_Source records:_
· · · · ·

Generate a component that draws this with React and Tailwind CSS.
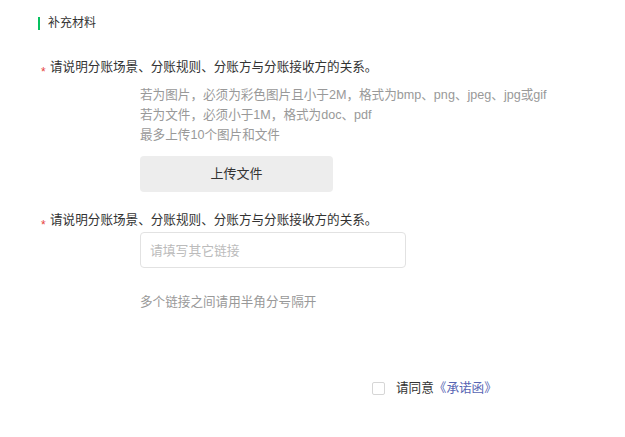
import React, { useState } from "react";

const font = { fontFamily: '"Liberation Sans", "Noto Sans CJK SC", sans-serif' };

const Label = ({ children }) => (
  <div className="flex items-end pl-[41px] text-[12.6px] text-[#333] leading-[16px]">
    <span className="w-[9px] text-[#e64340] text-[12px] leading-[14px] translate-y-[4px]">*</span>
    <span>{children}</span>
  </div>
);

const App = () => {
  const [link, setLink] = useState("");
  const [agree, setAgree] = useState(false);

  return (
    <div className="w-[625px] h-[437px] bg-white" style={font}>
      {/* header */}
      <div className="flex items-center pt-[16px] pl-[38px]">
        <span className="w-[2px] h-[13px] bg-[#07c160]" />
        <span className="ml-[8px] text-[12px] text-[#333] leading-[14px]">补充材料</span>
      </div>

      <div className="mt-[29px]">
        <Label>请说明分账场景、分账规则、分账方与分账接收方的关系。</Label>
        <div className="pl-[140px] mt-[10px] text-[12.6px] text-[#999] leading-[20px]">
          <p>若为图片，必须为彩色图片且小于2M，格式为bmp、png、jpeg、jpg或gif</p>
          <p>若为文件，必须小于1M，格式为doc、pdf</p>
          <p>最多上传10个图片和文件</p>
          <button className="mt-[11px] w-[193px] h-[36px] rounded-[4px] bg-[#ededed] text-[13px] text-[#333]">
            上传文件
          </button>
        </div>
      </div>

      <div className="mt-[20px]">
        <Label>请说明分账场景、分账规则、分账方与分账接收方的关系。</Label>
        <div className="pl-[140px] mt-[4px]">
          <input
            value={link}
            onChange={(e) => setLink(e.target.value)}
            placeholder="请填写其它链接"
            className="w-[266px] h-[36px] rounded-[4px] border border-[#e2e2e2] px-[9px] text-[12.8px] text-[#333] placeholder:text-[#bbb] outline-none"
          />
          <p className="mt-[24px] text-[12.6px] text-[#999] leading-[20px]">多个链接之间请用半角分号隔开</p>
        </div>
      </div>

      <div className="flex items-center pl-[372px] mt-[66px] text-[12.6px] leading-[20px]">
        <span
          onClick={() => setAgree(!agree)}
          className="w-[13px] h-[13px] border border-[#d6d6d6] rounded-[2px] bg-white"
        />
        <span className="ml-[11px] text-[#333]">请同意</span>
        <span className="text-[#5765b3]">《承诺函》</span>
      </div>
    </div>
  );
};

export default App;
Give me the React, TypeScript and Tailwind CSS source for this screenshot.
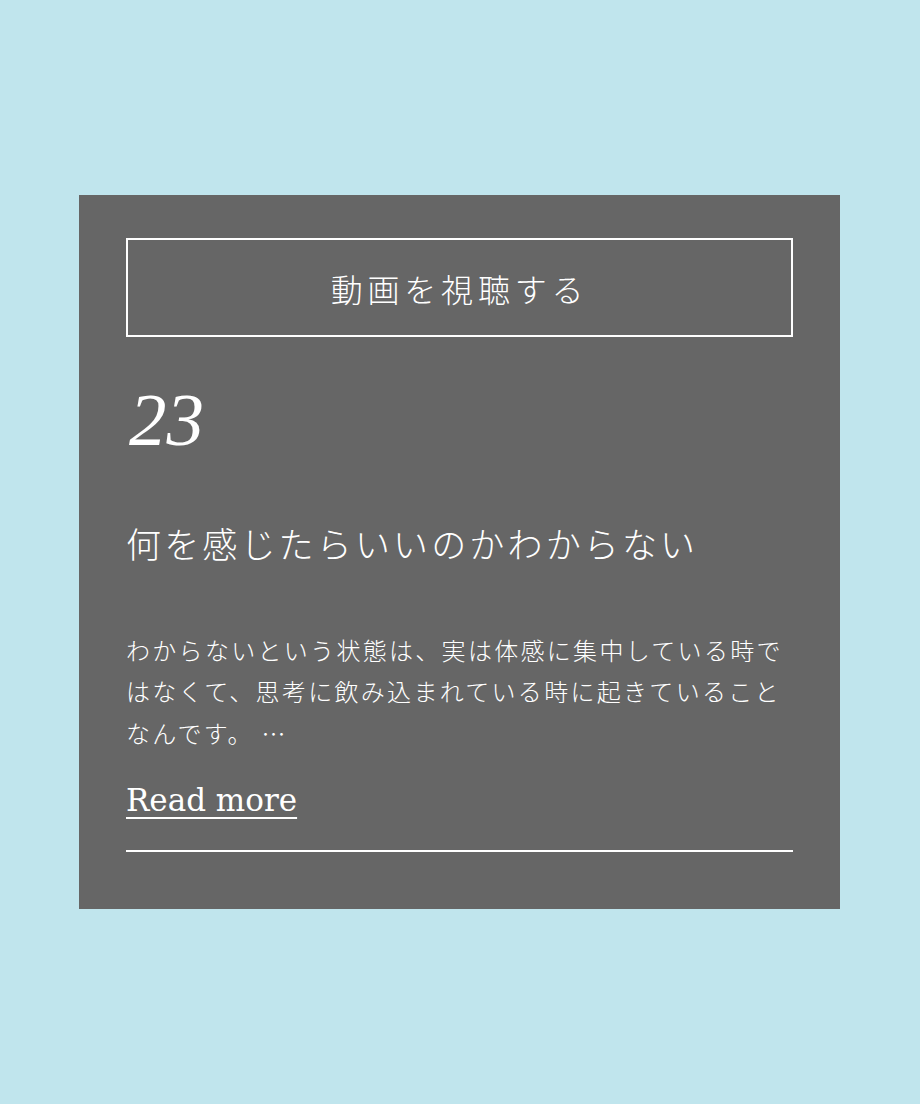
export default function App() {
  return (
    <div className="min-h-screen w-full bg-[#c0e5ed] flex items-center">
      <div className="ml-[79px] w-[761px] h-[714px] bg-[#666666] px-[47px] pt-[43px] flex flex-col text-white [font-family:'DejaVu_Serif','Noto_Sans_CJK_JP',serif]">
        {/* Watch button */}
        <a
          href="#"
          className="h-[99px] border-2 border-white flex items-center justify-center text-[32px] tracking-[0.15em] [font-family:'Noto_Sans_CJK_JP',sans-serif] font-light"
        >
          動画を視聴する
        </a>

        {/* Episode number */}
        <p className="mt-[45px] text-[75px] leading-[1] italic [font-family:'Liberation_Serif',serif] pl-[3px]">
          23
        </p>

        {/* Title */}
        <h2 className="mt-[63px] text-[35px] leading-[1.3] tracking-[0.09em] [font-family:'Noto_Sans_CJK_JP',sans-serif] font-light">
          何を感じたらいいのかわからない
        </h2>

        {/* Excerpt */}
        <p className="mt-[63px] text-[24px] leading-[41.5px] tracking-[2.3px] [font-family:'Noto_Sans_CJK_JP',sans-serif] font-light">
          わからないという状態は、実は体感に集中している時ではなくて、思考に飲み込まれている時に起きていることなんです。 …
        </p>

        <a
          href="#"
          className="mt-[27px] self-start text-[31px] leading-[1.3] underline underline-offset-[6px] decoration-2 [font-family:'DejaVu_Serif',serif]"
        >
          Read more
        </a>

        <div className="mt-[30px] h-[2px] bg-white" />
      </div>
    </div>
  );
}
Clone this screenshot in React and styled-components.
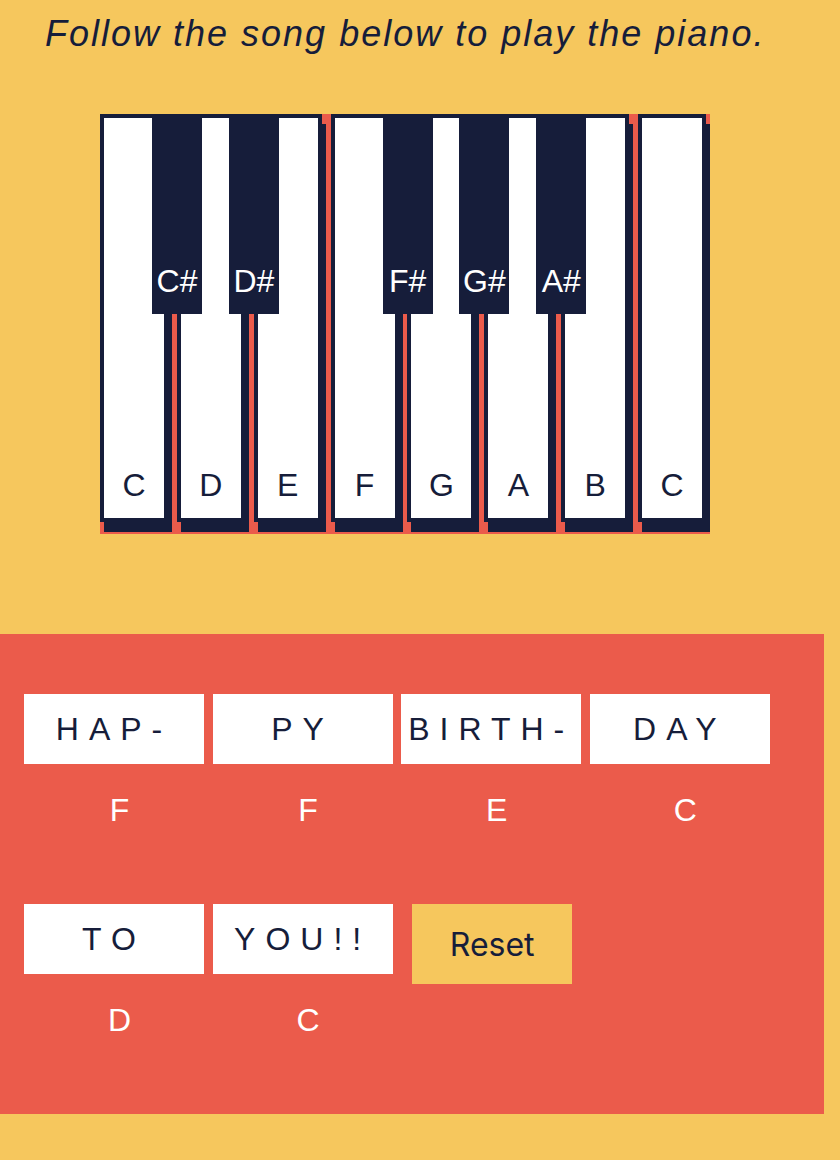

· · · · ·

_Short exercise:_ Copy out each line of the listing that holds "this".

_Solution:_
Generate a component that draws this with React and Tailwind CSS.
Give me the React, TypeScript and Tailwind CSS source for this screenshot.
Clone this screenshot in React and styled-components.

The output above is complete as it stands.